Farrakhan still barred from Britain

Reuters/July 15, 2002

London -- Britain's highest court on Monday upheld a government ban barring Louis Farrakhan, leader of the US black separatist group the Nation of Islam, from entering the country.

Britain has banned visits by Farrakhan since the 1980s, saying the black leader, who once called Judaism a "gutter religion," could stir ethnic strife for what Home Office lawyers have called his "anti-semitic and racially divisive views."

Farrakhan, 69, won a court fight to lift the ban last October, but the government persuaded an appeals court in April to reimpose the ban. A Home Office lawyer told the court that "to allow such a person into the country would pose a significant threat to community and public order".

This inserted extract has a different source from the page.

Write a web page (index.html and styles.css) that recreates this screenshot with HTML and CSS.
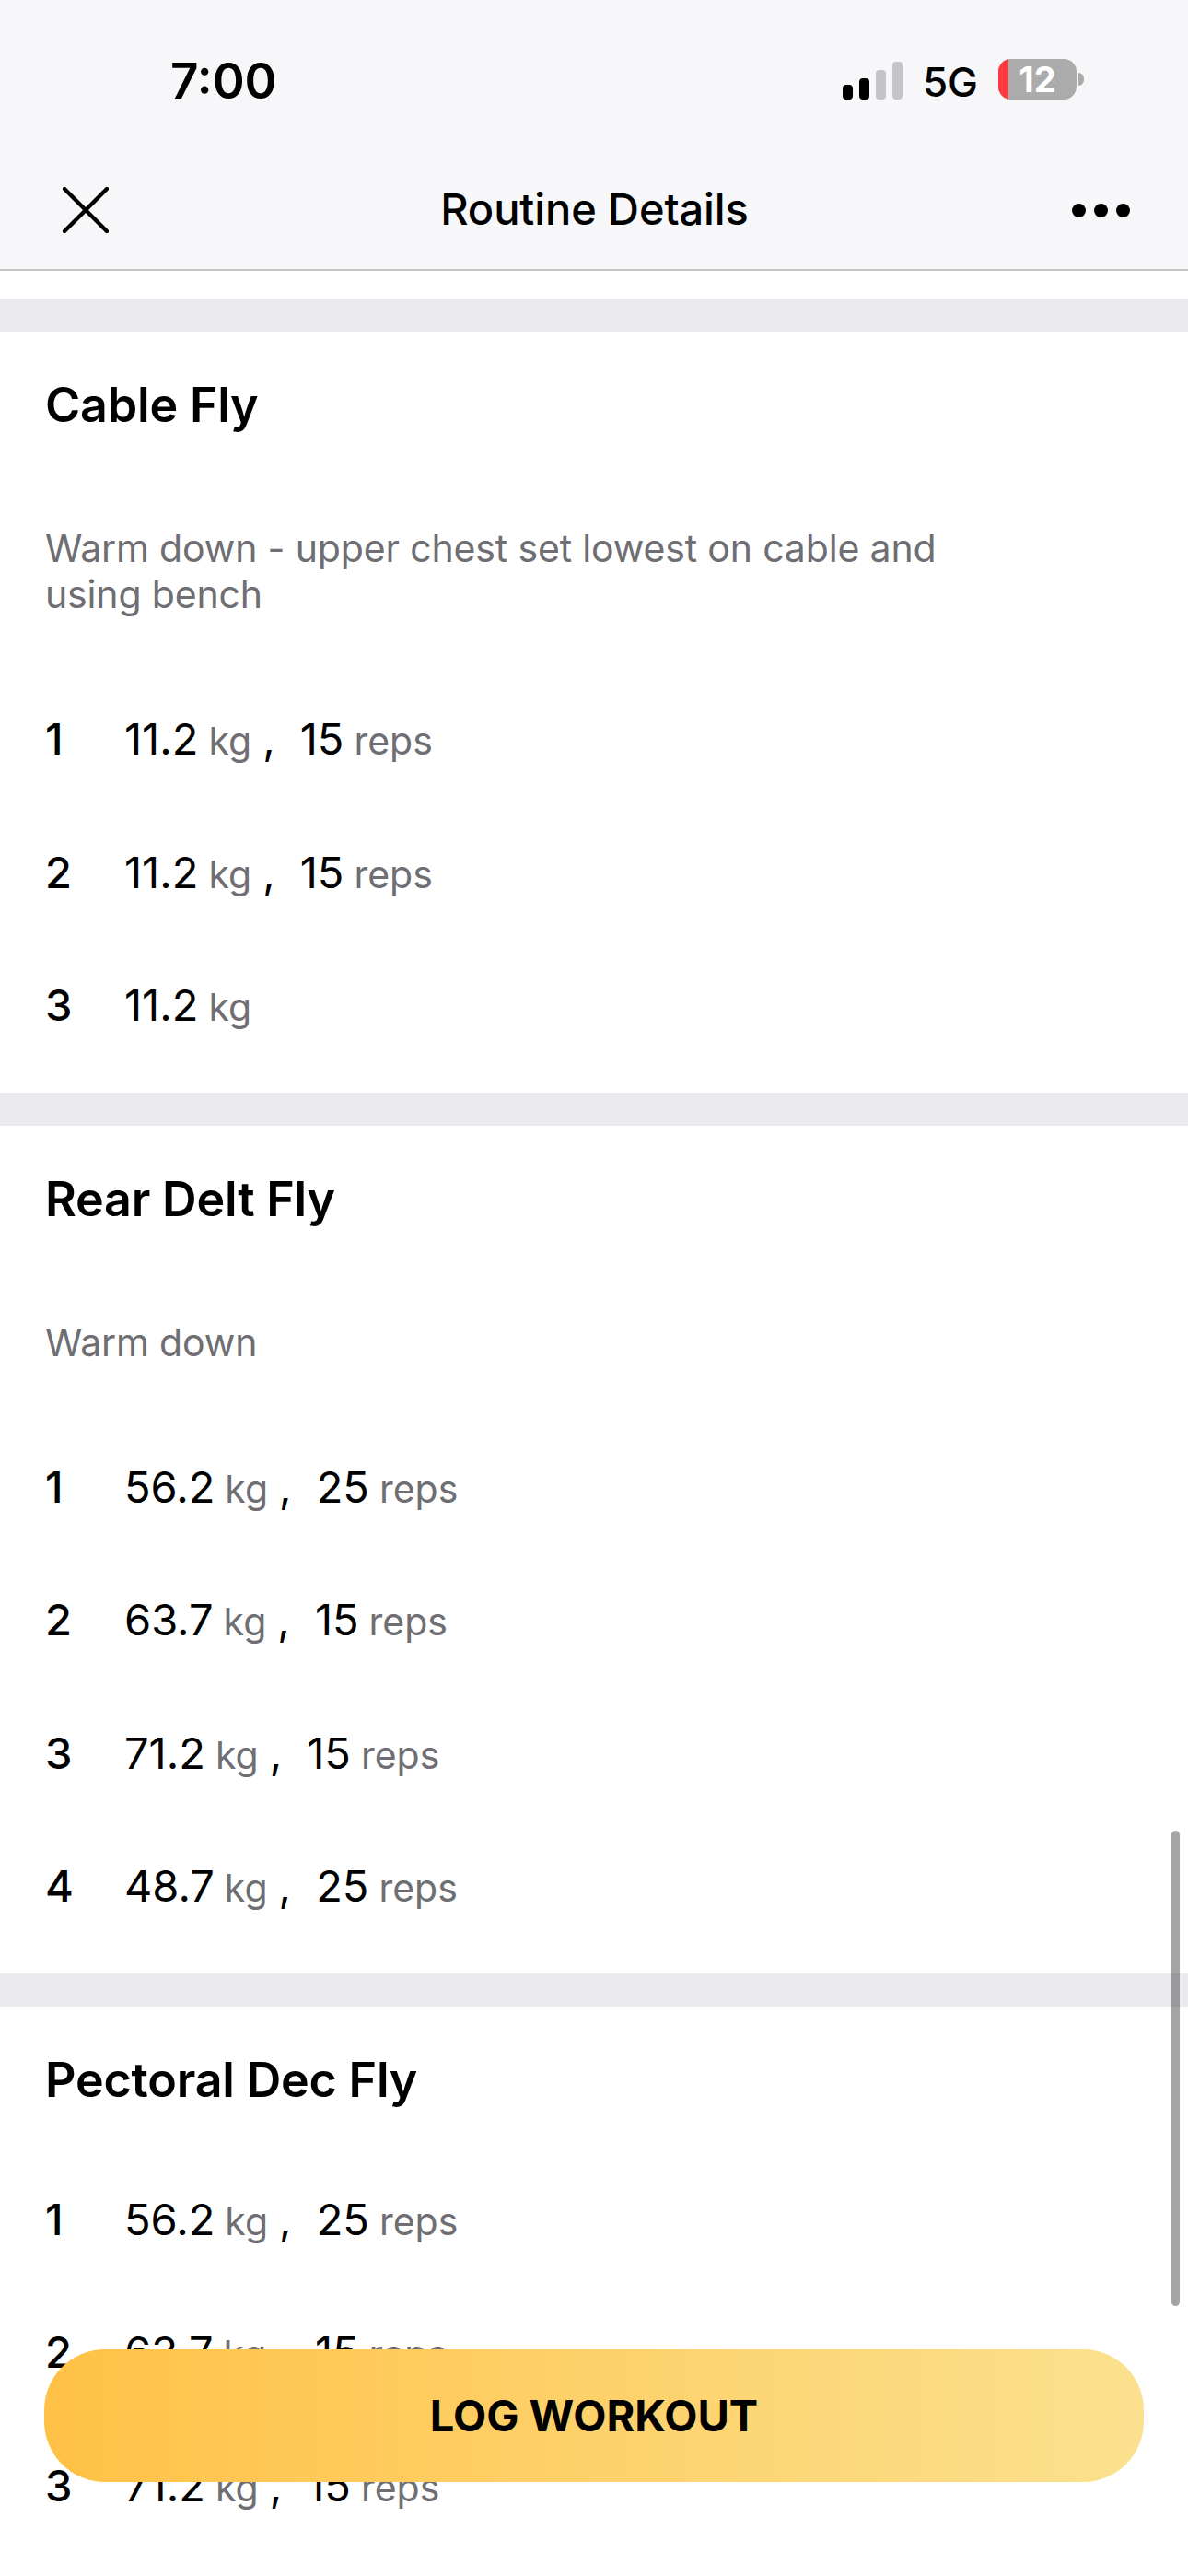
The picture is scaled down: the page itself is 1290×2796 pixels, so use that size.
FILE: index.html
```html
<!DOCTYPE html>
<html lang="en">
<head>
    <meta charset="UTF-8">
    <meta name="viewport" content="width=device-width, initial-scale=1.0">
    <title>Routine Details</title>
    <link rel="stylesheet" href="styles.css">
</head>
<body>
    <div class="screen">
        <header class="top">
            <div class="status">
                <span class="time">7:00</span>
                <div class="status-right">
                    <div class="signal">
                        <i class="bar on b1"></i>
                        <i class="bar on b2"></i>
                        <i class="bar b3"></i>
                        <i class="bar b4"></i>
                    </div>
                    <span class="net">5G</span>
                    <div class="battery">
                        <div class="battery-body"><i class="battery-low"></i><span class="battery-num">12</span></div>
                        <i class="battery-nub"></i>
                    </div>
                </div>
            </div>
            <nav class="nav">
                <svg class="close" width="50" height="50" viewBox="0 0 50 50" fill="none" stroke="#000" stroke-width="4.4" stroke-linecap="round">
                    <path d="M2 2 L48 48 M48 2 L2 48"/>
                </svg>
                <span class="nav-title">Routine Details</span>
                <div class="more"><i></i><i></i><i></i></div>
            </nav>
        </header>

        <section class="block first">
            <h2>Cable Fly</h2>
            <p class="note">Warm down - upper chest set lowest on cable and using bench</p>
            <div class="sets">
                <div class="set"><span class="num">1</span><span class="val">11.2</span><span class="unit">kg</span><span class="comma">,</span><span class="val">15</span><span class="unit">reps</span></div>
                <div class="set"><span class="num">2</span><span class="val">11.2</span><span class="unit">kg</span><span class="comma">,</span><span class="val">15</span><span class="unit">reps</span></div>
                <div class="set"><span class="num">3</span><span class="val">11.2</span><span class="unit">kg</span></div>
            </div>
        </section>

        <section class="block">
            <h2>Rear Delt Fly</h2>
            <p class="note">Warm down</p>
            <div class="sets">
                <div class="set"><span class="num">1</span><span class="val">56.2</span><span class="unit">kg</span><span class="comma">,</span><span class="val">25</span><span class="unit">reps</span></div>
                <div class="set"><span class="num">2</span><span class="val">63.7</span><span class="unit">kg</span><span class="comma">,</span><span class="val">15</span><span class="unit">reps</span></div>
                <div class="set"><span class="num">3</span><span class="val">71.2</span><span class="unit">kg</span><span class="comma">,</span><span class="val">15</span><span class="unit">reps</span></div>
                <div class="set"><span class="num">4</span><span class="val">48.7</span><span class="unit">kg</span><span class="comma">,</span><span class="val">25</span><span class="unit">reps</span></div>
            </div>
        </section>

        <section class="block">
            <h2>Pectoral Dec Fly</h2>
            <div class="sets">
                <div class="set"><span class="num">1</span><span class="val">56.2</span><span class="unit">kg</span><span class="comma">,</span><span class="val">25</span><span class="unit">reps</span></div>
                <div class="set"><span class="num">2</span><span class="val">63.7</span><span class="unit">kg</span><span class="comma">,</span><span class="val">15</span><span class="unit">reps</span></div>
                <div class="set"><span class="num">3</span><span class="val">71.2</span><span class="unit">kg</span><span class="comma">,</span><span class="val">15</span><span class="unit">reps</span></div>
            </div>
        </section>

        <div class="scrollbar"></div>
        <button class="log-btn">LOG WORKOUT</button>
    </div>
</body>
</html>
```

FILE: styles.css
```css
* {
    box-sizing: border-box;
}
body {
    margin: 0;
    background-color: #ffffff;
    font-family: 'Inter', 'Liberation Sans', sans-serif;
    color: #000000;
}
.screen {
    position: relative;
    width: 1290px;
    height: 2796px;
    overflow: hidden;
    background-color: #ffffff;
}
.top {
    height: 294px;
    background-color: #f7f7f9;
    border-bottom: 2px solid #c4c4c6;
}
.status {
    height: 176px;
    display: flex;
    align-items: flex-start;
    justify-content: space-between;
    padding: 56px 113px 0 185px;
}
.time {
    font-size: 53px;
    font-weight: 600;
    line-height: 64px;
}
.status-right {
    display: flex;
    align-items: center;
    margin-top: 8px;
}
.signal {
    display: flex;
    align-items: flex-end;
    gap: 7px;
    height: 41px;
    margin-top: 2px;
}
.bar {
    display: block;
    width: 11px;
    border-radius: 4px;
    background-color: #c5c5c7;
}
.bar.on {
    background-color: #000000;
}
.b1 { height: 16px; }
.b2 { height: 23px; }
.b3 { height: 32px; }
.b4 { height: 41px; }
.net {
    margin-left: 22px;
    padding-top: 6px;
    font-size: 44px;
    font-weight: 500;
    line-height: 38px;
}
.battery {
    display: flex;
    align-items: center;
    gap: 2px;
    margin-left: 22px;
}
.battery-body {
    position: relative;
    display: flex;
    align-items: center;
    justify-content: center;
    width: 85px;
    height: 44px;
    border-radius: 14px;
    overflow: hidden;
    background-color: #ababab;
}
.battery-low {
    position: absolute;
    left: 0;
    top: 0;
    bottom: 0;
    width: 11px;
    background-color: #ff3b3f;
}
.battery-num {
    font-size: 38px;
    font-weight: 700;
    line-height: 44px;
    color: #ffffff;
}
.battery-nub {
    display: block;
    width: 6px;
    height: 14px;
    border-radius: 0 6px 6px 0;
    background-color: #ababab;
}
.nav {
    height: 116px;
    display: flex;
    align-items: center;
    justify-content: space-between;
    padding: 0 63px 12px 68px;
}
.nav-title {
    margin-left: 9px;
    margin-bottom: 3px;
    font-size: 47px;
    font-weight: 500;
    letter-spacing: -0.1px;
}
.more {
    display: flex;
    gap: 9px;
}
.more i {
    display: block;
    width: 15px;
    height: 15px;
    border-radius: 50%;
    background-color: #000000;
}
.block {
    border-top: 36px solid #eaeaee;
    padding: 0 49px 21px;
}
.block.first {
    margin-top: 30px;
}
.block h2 {
    margin: 0;
    height: 160px;
    line-height: 160px;
    font-size: 52px;
    font-weight: 600;
    letter-spacing: -0.2px;
}
.note {
    width: 1000px;
    margin: 50px 0 61px;
    font-size: 41px;
    line-height: 50px;
    letter-spacing: -0.15px;
    color: #6e6e73;
}
.set {
    height: 144.5px;
    display: flex;
    align-items: baseline;
    padding-top: 43px;
    font-size: 47px;
    line-height: 56px;
}
.num {
    width: 86px;
    font-weight: 500;
}
.unit {
    margin-left: 11px;
    font-size: 41px;
    color: #6e6e73;
}
.comma {
    margin: 0 27px 0 12px;
}
.scrollbar {
    position: absolute;
    left: 1272px;
    top: 1987px;
    width: 9px;
    height: 516px;
    border-radius: 5px;
    background-color: rgba(80, 80, 85, 0.52);
}
.log-btn {
    position: absolute;
    left: 48px;
    top: 2550px;
    width: 1194px;
    height: 144px;
    padding-bottom: 3px;
    border: none;
    border-radius: 66px;
    background: linear-gradient(90deg, #ffc146, #fbe18f);
    font-family: inherit;
    font-size: 47px;
    font-weight: 700;
    color: #000000;
}
```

On Monday, three Law Lords representing Britain's House of Lords, the country's highest court, published a ruling that Farrakhan should not be permitted a further appeal to overturn the ban. They gave no reasons.

Farrakhan told Britain's Guardian newspaper in May the ban should be lifted.

"Britain has nothing to fear from listening to a man and making their own judgement as to whether he is worthy of being listened to or discarded," he said.

His lawyers argued last year that he had "moved on" and was now "an extremely prominent spiritual, religious and social leader."

Farrakhan is now on a tour of African and Middle Eastern countries. He arrived in Zimbabwe on Friday, where state media said he gave his backing to President Robert Mugabe's policy of seizing white-owned farmland.

The Nation of Islam, the Chicago-based group that Farrakhan has led since the 1970s, advocates a radical agenda including a separate state for American blacks.

But Farrakhan has enjoyed some mainstream influence as well, especially since leading hundreds of thousands of blacks to Washington DC 1995's "Million Man March."